7.      How do you feel the sessions have had an impact on you, your life and your writing/creativity?

For me – telling my own story, my family didn’t know the whole story about my illness and I hadn’t shown them my work until the performance, they said I got it down to a T. The play helped to tell them what happened inside the hospital.  The play was a way of communicating my thoughts and feelings and gave my family a better understanding of the time and how it was not always safe for me inside.

Future – Shelly wants to give the play to a director she has worked with, so who know where that could lead.

8.      Your play was performed on the Open Stage Night at Rosehill Theatre. How did it feel to have your work performed by a professional actor? What was the process?

Shelly was an excellent, she created an amazing emotional response from the audience to the play, both my mum and I had tears in our eyes at parts and I wrote it!  Working with Shelly was a really nice experience. I was nervous because I was frightened in case people didn’t like or understand the play, and especially uncomfortable with the swearing I had put into a scene, as I wasn’t brought up that way.  Dave helped me to develop the play and encouraged me to represent situations the way they really were for it to be true to life, to the point where I got carried away, but a censored version wouldn’t have had the impact.

I really enjoyed working with Dave, Ali and Shelly- whoever I’ve worked with I’ve enjoyed it, it was something new with an end product I was working towards.  At first I had a sense of disbelief that they wanted to work on my play and that it was good enough, you have to be trustful of their abilities  At the end of the process I was proud of myself for finishing writing it and going through the whole process.

9.       Do you think there is a need for this project to carry on?

Yes, because I’ve got so much out of it, we all have, seeing other participants over coming their problems,  its nice to be involved in that way.  I’m more advanced in my recovery and I can get involved in the way I do, helping others sharing their work and experiences.  Its great being able to achieve something in a supportive environment. I really miss the project when it’s on a break.

10. What does the future hold for you? What do you hope to do now?

I would like to write another play, the project has given me more encouragement.  I’m also hoping to do some voluntary work helping out in a theatre or backstage. Doing the project has given me options.  The project is excellent and absolutely brilliant for me and that’s how I feel about it. I’m advanced in my recovery as it is and it’s given me that extra lift.  People are often frightened to talk about how they feel and could never let it out.

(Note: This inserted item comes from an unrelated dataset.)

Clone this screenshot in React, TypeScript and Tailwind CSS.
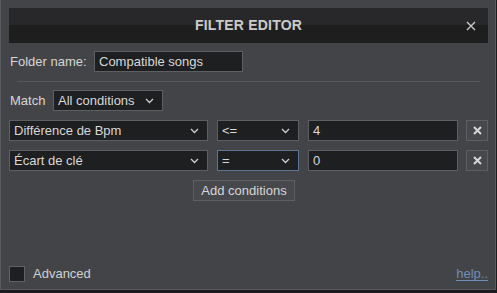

11.  Do you think the project has helped participants to talk about their experiences?

The social networking side is helping people by being able to talk to others with similar experiences, while not being a therapy group there is added benefit to the group in this way.  The group members understand each other, if someone wants to talk they talk and if they don’t then they don’t, its accepted.  I could relapse tomorrow and its so nice to know there is something there to focus on, its really worth while, I think.